Goal
Check every line of the entries below for the word "this", and copy the ones that have it.

Given information
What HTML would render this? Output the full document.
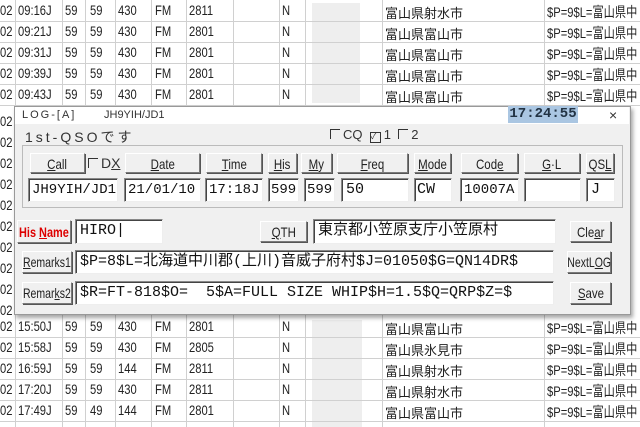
<!DOCTYPE html>
<html><head><meta charset="utf-8"><style>
body{margin:0;width:640px;height:427px;overflow:hidden;background:#fff;font-family:"Liberation Sans","Noto Sans CJK JP",sans-serif;position:relative}
.a{position:absolute;white-space:nowrap}
.row{position:absolute;left:0;width:640px;height:21px;border-bottom:1px solid #d0d0d0;font-size:14px;color:#222;white-space:nowrap}
.row span{position:absolute;top:2px;transform:scaleX(.8);transform-origin:left;white-space:nowrap}
.row span.j{transform:none;font-size:13px;top:3px}
.vl{position:absolute;top:0;bottom:0;width:1px;background:#d0d0d0}
.blur{position:absolute;background:#eeeeee}
.btn{position:absolute;background:#f0f0f0;border:1px solid;border-color:#fff #7a7a7a #7a7a7a #fff;box-shadow:1px 1px 0 #555;font-size:14px;text-align:center;line-height:20px;color:#222;box-sizing:border-box;white-space:nowrap;display:flex;justify-content:center}
.btn i{font-style:normal;display:inline-block;transform:scaleX(.82);flex:none}
.in{position:absolute;background:#fff;border:1px solid;border-color:#888 #eee #eee #888;box-shadow:inset 1px 1px 0 #444;box-sizing:border-box;font-size:15px;line-height:22px;padding-left:4px;color:#111;font-family:"Liberation Mono","Noto Sans CJK JP",monospace;white-space:nowrap;overflow:hidden}
.cb{display:inline-block;width:9px;height:9px;border-left:1px solid #333;border-top:1px solid #333;margin-right:3px;vertical-align:0}
</style></head><body>
<div class="vl" style="left:15px"></div><div class="vl" style="left:62px"></div><div class="vl" style="left:85px"></div><div class="vl" style="left:115px"></div><div class="vl" style="left:151px"></div><div class="vl" style="left:186px"></div><div class="vl" style="left:233px"></div><div class="vl" style="left:279px"></div><div class="vl" style="left:305px"></div><div class="vl" style="left:382px"></div><div class="vl" style="left:544px"></div>
<div class="blur" style="left:312px;top:3px;width:48px;height:100px"></div>
<div class="blur" style="left:312px;top:320px;width:50px;height:107px"></div>
<div class="row" style="top:0"><span style="left:0">02</span><span style="left:18px">09:16J</span><span style="left:65px">59</span><span style="left:90px">59</span><span style="left:118px">430</span><span style="left:155px">FM</span><span style="left:189px">2811</span><span style="left:282px">N</span><span class="j" style="left:385px">富山県射水市</span><span style="left:547px">$P=9$L=富山県中</span></div>
<div class="row" style="top:21px"><span style="left:0">02</span><span style="left:18px">09:21J</span><span style="left:65px">59</span><span style="left:90px">59</span><span style="left:118px">430</span><span style="left:155px">FM</span><span style="left:189px">2801</span><span style="left:282px">N</span><span class="j" style="left:385px">富山県富山市</span><span style="left:547px">$P=9$L=富山県中</span></div>
<div class="row" style="top:42px"><span style="left:0">02</span><span style="left:18px">09:31J</span><span style="left:65px">59</span><span style="left:90px">59</span><span style="left:118px">430</span><span style="left:155px">FM</span><span style="left:189px">2801</span><span style="left:282px">N</span><span class="j" style="left:385px">富山県富山市</span><span style="left:547px">$P=9$L=富山県中</span></div>
<div class="row" style="top:63px"><span style="left:0">02</span><span style="left:18px">09:39J</span><span style="left:65px">59</span><span style="left:90px">59</span><span style="left:118px">430</span><span style="left:155px">FM</span><span style="left:189px">2801</span><span style="left:282px">N</span><span class="j" style="left:385px">富山県富山市</span><span style="left:547px">$P=9$L=富山県中</span></div>
<div class="row" style="top:84px"><span style="left:0">02</span><span style="left:18px">09:43J</span><span style="left:65px">59</span><span style="left:90px">59</span><span style="left:118px">430</span><span style="left:155px">FM</span><span style="left:189px">2801</span><span style="left:282px">N</span><span class="j" style="left:385px">富山県富山市</span><span style="left:547px">$P=9$L=富山県中</span></div>
<div class="row" style="top:316px"><span style="left:0">02</span><span style="left:18px">15:50J</span><span style="left:65px">59</span><span style="left:90px">59</span><span style="left:118px">430</span><span style="left:155px">FM</span><span style="left:189px">2801</span><span style="left:282px">N</span><span class="j" style="left:385px">富山県富山市</span><span style="left:547px">$P=9$L=富山県中</span></div>
<div class="row" style="top:337px"><span style="left:0">02</span><span style="left:18px">15:58J</span><span style="left:65px">59</span><span style="left:90px">59</span><span style="left:118px">430</span><span style="left:155px">FM</span><span style="left:189px">2805</span><span style="left:282px">N</span><span class="j" style="left:385px">富山県氷見市</span><span style="left:547px">$P=9$L=富山県中</span></div>
<div class="row" style="top:358px"><span style="left:0">02</span><span style="left:18px">16:59J</span><span style="left:65px">59</span><span style="left:90px">59</span><span style="left:118px">144</span><span style="left:155px">FM</span><span style="left:189px">2811</span><span style="left:282px">N</span><span class="j" style="left:385px">富山県射水市</span><span style="left:547px">$P=9$L=富山県中</span></div>
<div class="row" style="top:379px"><span style="left:0">02</span><span style="left:18px">17:20J</span><span style="left:65px">59</span><span style="left:90px">59</span><span style="left:118px">430</span><span style="left:155px">FM</span><span style="left:189px">2811</span><span style="left:282px">N</span><span class="j" style="left:385px">富山県射水市</span><span style="left:547px">$P=9$L=富山県中</span></div>
<div class="row" style="top:400px"><span style="left:0">02</span><span style="left:18px">17:49J</span><span style="left:65px">59</span><span style="left:90px">49</span><span style="left:118px">144</span><span style="left:155px">FM</span><span style="left:189px">2801</span><span style="left:282px">N</span><span class="j" style="left:385px">富山県富山市</span><span style="left:547px">$P=9$L=富山県中</span></div>
<div class="row" style="top:105px;height:211px;border:0;background:transparent"><span style="left:0;top:8px">02</span><span style="left:0;top:29px">02</span><span style="left:0;top:50px">02</span><span style="left:0;top:71px">02</span><span style="left:0;top:92px">02</span><span style="left:0;top:113px">02</span><span style="left:0;top:134px">02</span><span style="left:0;top:155px">02</span><span style="left:0;top:176px">02</span><span style="left:0;top:197px">02</span></div>

<div class="a" style="left:14px;top:106px;width:615px;height:207px;background:#f0f0f0;border:1px solid #999;box-shadow:2px 3px 4px rgba(0,0,0,.35)"></div>
<div class="a" style="left:15px;top:107px;width:614px;height:17px;background:#fff"></div>
<div class="a" style="left:22px;top:109px;font-size:11px;letter-spacing:2px;color:#333">LOG-[A]</div>
<div class="a" style="left:104px;top:109px;font-size:11px;color:#333">JH9YIH/JD1</div>
<div class="a" style="left:508px;top:106px;width:70px;height:17px;background:#aac6e2;font-size:14px;font-weight:bold;color:#234;text-align:center;line-height:17px;font-family:'Liberation Mono',monospace">17:24:55</div>
<div class="a" style="left:609px;top:107px;font-size:14px;color:#333">×</div>
<div class="a" style="left:25px;top:127px;font-size:14px;color:#333;letter-spacing:3px">1st-QSOです</div>
<div class="a" style="left:330px;top:127px;font-size:13px;color:#333"><span class="cb"></span>CQ &nbsp;<span class="cb" style="border:1px solid #333;font-size:8px;line-height:8px">✓</span>1 &nbsp;<span class="cb"></span>2</div>
<div class="a" style="left:22px;top:145px;width:601px;height:63px;border:1px solid #bbb;box-sizing:border-box"></div>

<div class="btn" style="left:30px;top:153px;width:55px;height:20px"><i><u>C</u>all</i></div>
<div class="a" style="left:88px;top:155px;font-size:14px;color:#333"><span class="cb"></span>D<u>X</u></div>
<div class="btn" style="left:125px;top:153px;width:75px;height:20px"><i><u>D</u>ate</i></div>
<div class="btn" style="left:206px;top:153px;width:56px;height:20px"><i><u>T</u>ime</i></div>
<div class="btn" style="left:268px;top:153px;width:29px;height:20px"><i><u>H</u>is</i></div>
<div class="btn" style="left:301px;top:153px;width:31px;height:20px"><i><u>M</u>y</i></div>
<div class="btn" style="left:337px;top:153px;width:71px;height:20px"><i><u>F</u>req</i></div>
<div class="btn" style="left:414px;top:153px;width:37px;height:20px"><i><u>M</u>ode</i></div>
<div class="btn" style="left:461px;top:153px;width:57px;height:20px"><i>Cod<u>e</u></i></div>
<div class="btn" style="left:524px;top:153px;width:56px;height:20px"><i><u>G</u>·L</i></div>
<div class="btn" style="left:586px;top:153px;width:28px;height:20px"><i>QS<u>L</u></i></div>

<div class="in" style="left:28px;top:178px;width:90px;height:24px;font-size:14px;padding-left:3px">JH9YIH/JD1</div>
<div class="in" style="left:124px;top:178px;width:77px;height:24px;font-size:14px;padding-left:3px">21/01/10</div>
<div class="in" style="left:205px;top:178px;width:58px;height:24px;font-size:14px;padding-left:3px">17:18J</div>
<div class="in" style="left:268px;top:178px;width:31px;height:24px;padding-left:2px;font-size:14px">599</div>
<div class="in" style="left:304px;top:178px;width:31px;height:24px;padding-left:2px;font-size:14px">599</div>
<div class="in" style="left:341px;top:178px;width:68px;height:24px">50</div>
<div class="in" style="left:414px;top:178px;width:38px;height:24px;padding-left:2px">CW</div>
<div class="in" style="left:460px;top:178px;width:59px;height:24px;font-size:14px;padding-left:3px">10007A</div>
<div class="in" style="left:524px;top:178px;width:57px;height:24px"></div>
<div class="in" style="left:586px;top:178px;width:29px;height:24px">J</div>

<div class="btn" style="left:17px;top:220px;width:54px;height:23px;line-height:22px;color:#d00;font-weight:bold"><i style="transform:scaleX(.78)">His <u>N</u>ame</i></div>
<div class="in" style="left:75px;top:219px;width:88px;height:25px">HIRO|</div>
<div class="btn" style="left:260px;top:221px;width:47px;height:21px"><i><u>Q</u>TH</i></div>
<div class="in" style="left:313px;top:219px;width:243px;height:25px">東京都小笠原支庁小笠原村</div>
<div class="btn" style="left:570px;top:221px;width:41px;height:21px"><i>Cle<u>a</u>r</i></div>

<div class="btn" style="left:22px;top:251px;width:50px;height:22px"><i style="transform:scaleX(.75)"><u>R</u>emarks1</i></div>
<div class="in" style="left:75px;top:250px;width:479px;height:24px">$P=8$L=北海道中川郡(上川)音威子府村$J=01050$G=QN14DR$</div>
<div class="btn" style="left:567px;top:251px;width:44px;height:22px"><i style="transform:scaleX(.75)">NextL<u>O</u>G</i></div>

<div class="btn" style="left:22px;top:282px;width:50px;height:22px"><i style="transform:scaleX(.75)">Remar<u>k</u>s2</i></div>
<div class="in" style="left:75px;top:281px;width:479px;height:24px">$R=FT-818$O=&nbsp;&nbsp;5$A=FULL SIZE WHIP$H=1.5$Q=QRP$Z=$</div>
<div class="btn" style="left:570px;top:282px;width:41px;height:22px"><i><u>S</u>ave</i></div>
</body></html>
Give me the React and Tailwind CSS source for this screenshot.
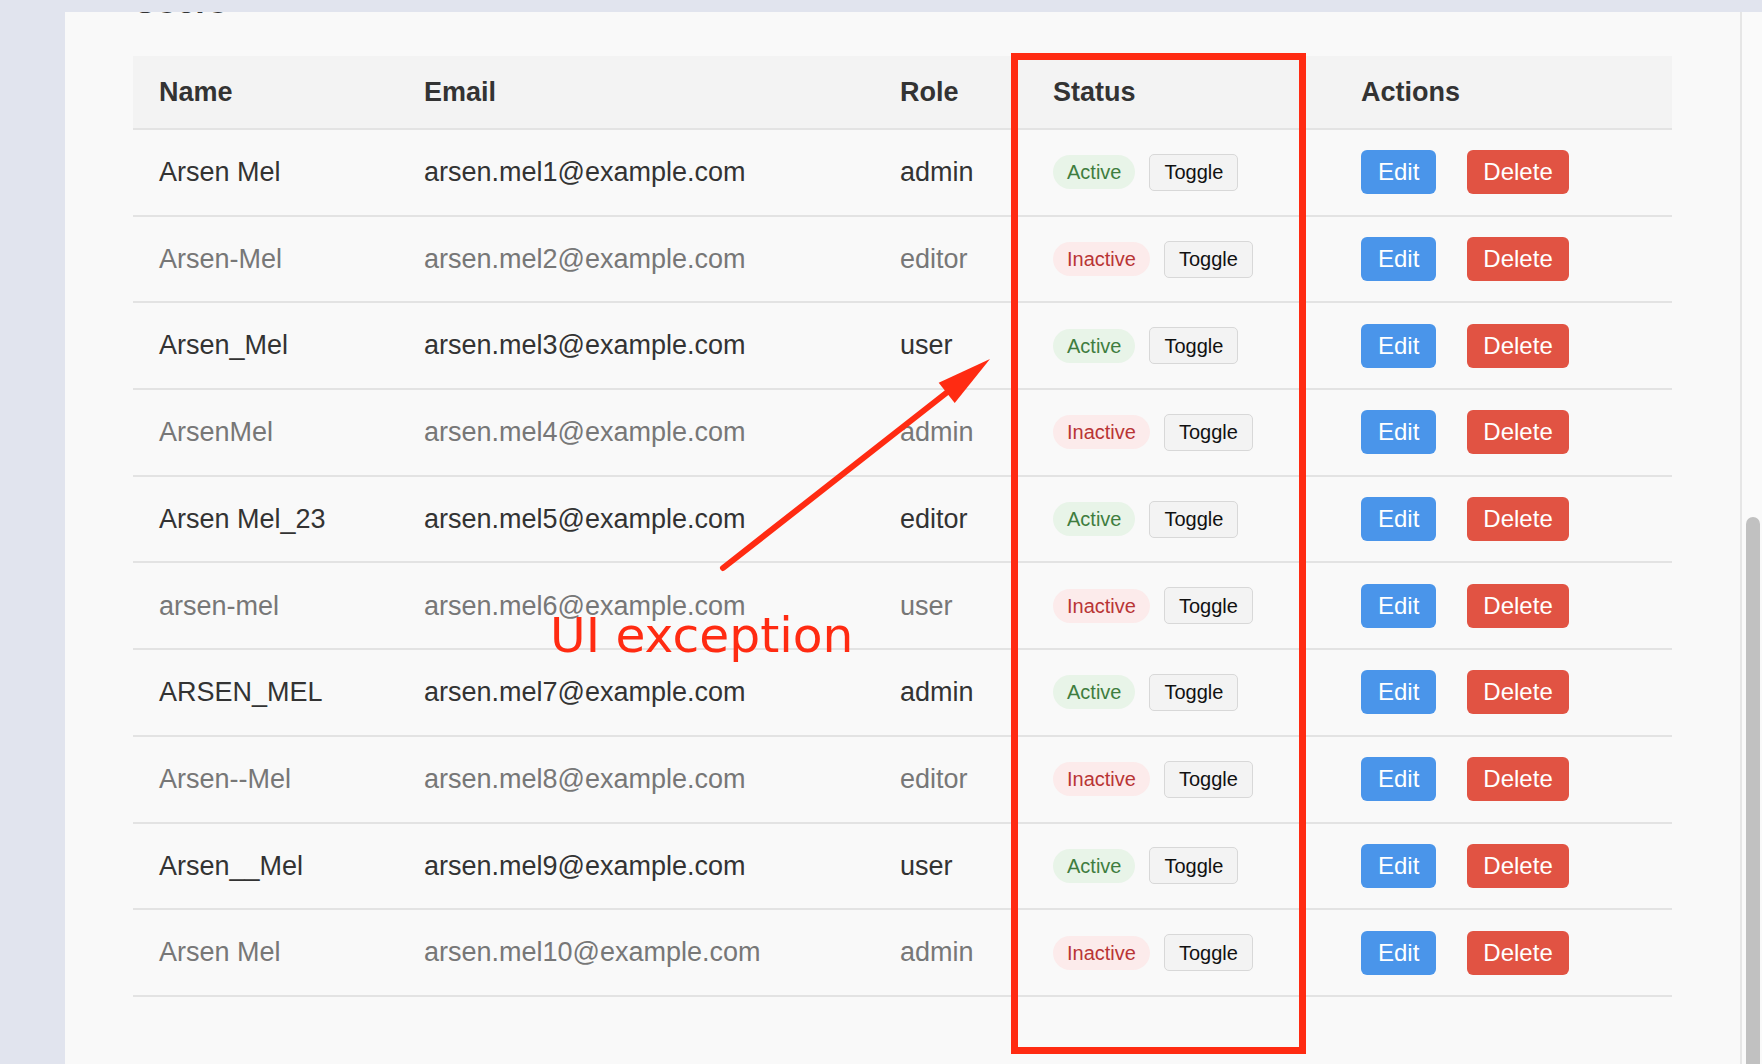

Completed task
What HTML would render this? Output the full document.
Give me the React and Tailwind CSS source for this screenshot.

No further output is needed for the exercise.